For anyone lucky enough to be retired or at home yesterday, wasn’t it a most soothing, restful day? What is there about the sound of falling raindrops on the roof that just makes us close our eyes and take cat naps throughout the stormy periods?
I slept in late yesterday, most likely due to the unusual darkness of the morning, and when I woke up…it was during one of the intervals of the sun peeking through the clouds.
With the soil finally soft from the overnight rains…I grabbed my shovel and got one potted lantana and two potted morning glory plants into the ground…just in time before the afternoon showers moved in again.
Victory in perfect timing for the gardener! Sun and rain. Sun and rain. Just like plants, we too, need both bright and dark days in our lives to teach us courage, perseverance, gratitude, thankfulness, and feelings of blessedness. The dark days make us shine brighter when the sunny days return.
In a recent Huffington Post article: Happiness: Remembering the Sun is always Shining…author, Maura Sweeny, had an epiphany while visiting her daughter in London, where fair weather, is rather unfairly proportioned. Sweeny cited her dislike of cloudy, rainy days due to growing up in in a rather perpetual overcast area of New Jersey. So as soon as she was old enough to choose where she wanted to live she chose Florida where she is presently living quite happily ever after.
However, a couple of years ago, while visiting her daughter who lives in London, she had a sudden thought dawn on her. “The Sun is Always Shining.”
“The sun might become temporarily obscured by dark clouds — and, by analogy, life circumstances — but I could remind myself that it is always present. My thoughts just needed to be mindful of what was above the clouds rather than below them.”
Isn’t that what we need to remember when we have bouts of set-backs, overtly stressful periods, and anxiety attacks? We are being tested, in our faith, to see if we can still shine above the dark clouds where the “Son” of God sees nothing but sunshine pouring down on us.
I love this creative analogy of darkness and light (The Little Lightbulb) that I discovered in a post from P31 Ministries by Holley Gerth.
“The best part of all is that we don’t have to be like the light bulb that said, “I have to find a way to shine!” The light bulb went to a self-help meeting to learn about its inner capacity for light. It read books about how to get brighter. Each morning the light bulb would get up and recite positive affirmations. “I am a light bulb. I believe in myself. I will shine!” But nothing happened.

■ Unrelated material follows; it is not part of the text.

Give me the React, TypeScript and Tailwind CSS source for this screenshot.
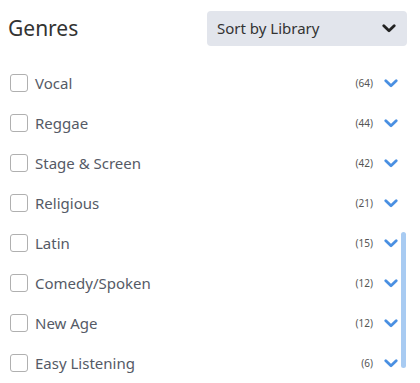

Eventually the light bulb became weary and discouraged. It began to doubt who it was and what it could do. It almost burned out completely. Fortunately, one day the light bulb was carefully placed in a fixture. Light burst forth and filled the room. The light bulb finally understood. The key was not to try harder but to plug into the source.
Trying to shine on our own can be exhausting. Instead, we’re simply called to be closely connected to God and remain in Him. When we do, His light pours forth through us in powerful, brilliant ways that change the world. The ways we shine might not make the news, but they make even more of a difference than we can see.”
So until tomorrow: Let us remember that the only way to rid the world and ourselves of darkness is to create more light to dispel it.